「栄光、219号」昭和28(1953)年7月29日発行
今度の九州の大風水害は、いかに惨憺たるものであったかは、新聞ラジオで詳細報告されたから、ここでは略すが、では一体台風というものの原因は何かという事は、誰も知りたいだろうが、科学では今のところ全然分っていないから私はかくのであるが、何しろ科学はいつもいう通り、浅薄極まる表面的物の見方であって、内在せる根本には触れていない以上、いかに進歩しても分るはずはないのである。そうして台風といえども人間の病気と同様、それ自体科学の分野ではない。霊の分野に属しているのである。それなら宗教で分りそうなものだが、実は分り得る程の高度の宗教はまだ出ないから致し方がないので、そこで私は神から教えられた真の原因を説くのである。
以前もかいた事だが、この世界における森羅万象一切は、絶えず汚穢が溜ると共に、それに浄化作用が起って浄められるのが法則となっている。従って地上の霊界、現界共に絶えず汚穢が溜り、ある限度を越えるやここに浄化作用が発生する。それが台風であって、つまり風で吹き払い、雨で洗い浄(きよ)め、天日で焼くのである。この理によって今回のごとく田畑百数十万町歩(ぶ)も水底に沈んだという事は、全く人肥金肥の肥毒によって土壌が汚され切っているからで、それを洗い浄めなければ農作物に影響を及ぼし、減収になって食糧難に陥る憂いがあるからである。そうなるとここに浄化担任の神々はその活動を開始されるのである。
また破砕(はさい)され流されたりする家屋は、その物の霊に汚穢が充ちたためであり、溺死した人間はやはりその人の霊に罪穢が溜って、生存の資格が失われたからである。これで大体分ったであろうが、ついでだから今一つの事をかいてみよう。それは火災である。これも知らるる通り、年々増加の趨勢にあり、国としての損害は軽視出来ないものがある。これらもやはり浄化であって、それぞれの建造物に罪穢が溜っているからである。それは今日どんな家でも土地購入、建築等に費(ついや)した金が汚れていると共に、使用の場合その家屋を大なり小なり間違った事をするからで、これも現代生活上ある程度は止むを得ないが、それでも神仏の信仰者か余程善徳を積むとしたら、それだけ穢れは消されるからいいが、そういう人は滅多になく、ほとんどは罪の溜め放題であるから、どうしても火で焼き浄めなければならないからで、それが火災の原因である。火災の多いという事は無信仰者や悪徳者のいかに多いかを物語っている訳である。また山林もよく焼けるが、これも購入費やその目的に含まれている不正や邪念の汚れのためであるのは言うまでもない。

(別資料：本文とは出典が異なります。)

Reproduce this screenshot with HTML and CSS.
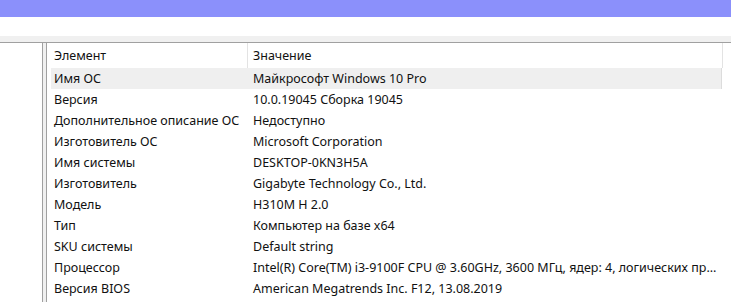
FILE: index.html
```html
<!DOCTYPE html>
<html>
<head>
  <title>Сведения о системе</title>
  <link rel="stylesheet" href="styles.css">
</head>
<body>

  <div class="titlebar"></div>
  <div class="menubar"></div>
  <div class="strip"></div>

  <div class="panes">
    <div class="tree"></div>
    <div class="details">
      <div class="header">
        <div class="col name">Элемент</div>
        <div class="col value">Значение</div>
      </div>
      <div class="row selected">
        <div class="col name">Имя ОС</div>
        <div class="col value">Майкрософт Windows 10 Pro</div>
      </div>
      <div class="row">
        <div class="col name">Версия</div>
        <div class="col value">10.0.19045 Сборка 19045</div>
      </div>
      <div class="row">
        <div class="col name">Дополнительное описание ОС</div>
        <div class="col value">Недоступно</div>
      </div>
      <div class="row">
        <div class="col name">Изготовитель ОС</div>
        <div class="col value">Microsoft Corporation</div>
      </div>
      <div class="row">
        <div class="col name">Имя системы</div>
        <div class="col value">DESKTOP-0KN3H5A</div>
      </div>
      <div class="row">
        <div class="col name">Изготовитель</div>
        <div class="col value">Gigabyte Technology Co., Ltd.</div>
      </div>
      <div class="row">
        <div class="col name">Модель</div>
        <div class="col value">H310M H 2.0</div>
      </div>
      <div class="row">
        <div class="col name">Тип</div>
        <div class="col value">Компьютер на базе x64</div>
      </div>
      <div class="row">
        <div class="col name">SKU системы</div>
        <div class="col value">Default string</div>
      </div>
      <div class="row">
        <div class="col name">Процессор</div>
        <div class="col value">Intel(R) Core(TM) i3-9100F CPU @ 3.60GHz, 3600 МГц, ядер: 4, логических пр...</div>
      </div>
      <div class="row">
        <div class="col name">Версия BIOS</div>
        <div class="col value">American Megatrends Inc. F12, 13.08.2019</div>
      </div>
    </div>
  </div>

</body>
</html>
```

FILE: styles.css
```css
body {
  margin: 0;
  font-family: 'Noto Sans', sans-serif;
  font-size: 12.5px;
  color: #111;
  background-color: white;
  overflow: hidden;
}

.titlebar {
  height: 17px;
  background-color: #8b90fb;
}

.menubar {
  height: 19px;
  background-color: white;
}

.strip {
  height: 6px;
  background-color: #f0f0f0;
}

.panes {
  display: flex;
  gap: 3px;
  height: 260px;
  border-top: 1px solid #a0a0a0;
  background-color: #f0f0f0;
}

.tree {
  width: 42px;
  background-color: white;
  border-right: 1px solid #a0a0a0;
}

.details {
  flex: 1;
  background-color: white;
  border-left: 1px solid #a0a0a0;
  padding-left: 4px;
}

.header,
.row {
  display: flex;
  width: 671px;
  white-space: nowrap;
}

.header {
  height: 25px;
  line-height: 25px;
  border-right: 1px solid #e3e3e3;
}

.row {
  height: 21px;
  line-height: 21px;
}

.row.selected {
  background-color: #efefef;
  border-right: 1px solid #dcdcdc;
  width: 670px;
}

.col.name {
  width: 193px;
  padding-left: 3px;
  flex-shrink: 0;
}

.header .col.name {
  border-right: 1px solid #e3e3e3;
}

.col.value {
  flex: 1;
  min-width: 0;
  padding-left: 6px;
}

.header .col.value {
  padding-left: 5px;
}
```
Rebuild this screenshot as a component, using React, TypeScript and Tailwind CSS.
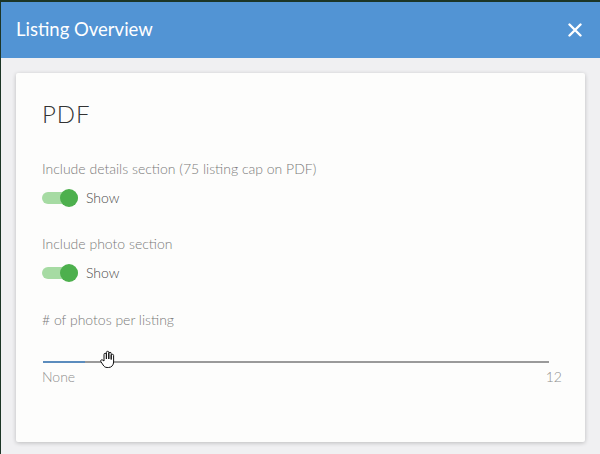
import { useState } from 'react';

function Toggle({ on }: { on: boolean }) {
  return (
    <div className="relative h-[12px] w-[36px] rounded-full bg-[#a6dba3]">
      <div
        className={`absolute top-[-3px] h-[18px] w-[18px] rounded-full bg-[#4db04d] ${on ? 'right-[0px]' : 'left-0'}`}
      />
    </div>
  );
}

function HandCursor() {
  return (
    <svg width="18" height="20" viewBox="0 0 18 20" className="absolute left-[56px] top-[-11px]">
      <path
        d="M5 11 V4.5 a1.2 1.2 0 0 1 2.4 0 V9 V2.5 a1.2 1.2 0 0 1 2.4 0 V9 V3.5 a1.2 1.2 0 0 1 2.4 0 V9.5 V5.5 a1.2 1.2 0 0 1 2.4 0 V12 c0 3 -2 5.5 -5 5.5 h-1.5 c-2 0 -3 -1 -4 -2.5 L1.8 11.5 a1.2 1.2 0 0 1 1.9 -1.4 Z"
        fill="#fff"
        stroke="#111"
        strokeWidth="1"
        strokeLinejoin="round"
      />
    </svg>
  );
}

export default function App() {
  const [details] = useState(true);
  const [photos] = useState(true);
  const value = 1;
  const pct = (value / 12) * 100;

  return (
    <div className="flex h-[454px] w-[600px] flex-col overflow-hidden border-t-2 border-l border-[#1c3526] bg-[#f0f0f2] font-['Lato',sans-serif]">
      <div className="flex h-[56px] shrink-0 items-center justify-between bg-[#5294d4] pl-[15px] pr-[18px]">
        <h1 className="text-[18.5px] font-normal tracking-[0px] text-white">Listing Overview</h1>
        <svg width="14" height="14" viewBox="0 0 14 14">
          <path d="M1.5 1.5 L12.5 12.5 M12.5 1.5 L1.5 12.5" stroke="#fff" strokeWidth="2.4" strokeLinecap="round" />
        </svg>
      </div>
      <div className="px-[15px] pt-[15px]">
        <div className="h-[369px] rounded-[2px] bg-[#fdfdfc] pl-[26px] pr-[23px] pt-[26px] shadow-[0_1px_4px_rgba(0,0,0,0.22)]">
          <h2 className="text-[24px] font-light leading-[30px] tracking-[1px] text-[#333]">PDF</h2>

          <p className="mt-[31px] text-[14px] font-light leading-[18px] text-[#7a7a7a]">
            Include details section (75 listing cap on PDF)
          </p>
          <div className="mt-[9px] flex items-center gap-[8px]">
            <Toggle on={details} />
            <span className="text-[14px] font-light text-[#4a4a4a]">Show</span>
          </div>

          <p className="mt-[27px] text-[14px] font-light leading-[18px] text-[#7a7a7a]">Include photo section</p>
          <div className="mt-[9px] flex items-center gap-[8px]">
            <Toggle on={photos} />
            <span className="text-[14px] font-light text-[#4a4a4a]">Show</span>
          </div>

          <p className="mt-[28px] text-[14px] font-light leading-[18px] text-[#7a7a7a]"># of photos per listing</p>

          <div className="relative ml-[1px] mr-[13px] mt-[32px] h-[2px] bg-[#9a9a9a]">
            <div className="absolute left-0 top-0 h-[2px] bg-[#5b8cbd]" style={{ width: `${pct}%` }} />
            <HandCursor />
          </div>
          <div className="mt-[5px] flex justify-between text-[14px] font-light leading-[18px] text-[#8e8e8e]">
            <span>None</span>
            <span>12</span>
          </div>
        </div>
      </div>
    </div>
  );
}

以上のごとく現代人は神を信ぜず、霊的智識なく、ただ物質のみを頼りにする以上、災害の多いのも当然であって、これが厳正なる神律であるから致し方ない。それに盲目なるがため末梢的手段のみで防ごうとする以上、根本的でないから、結局賽(さい)の河原の石積と同様である。従って結論としては人事を尽くすと共に、神を本位として罪穢を溜めないようにする事で、それ以外万全の方法はない事を心得べきである。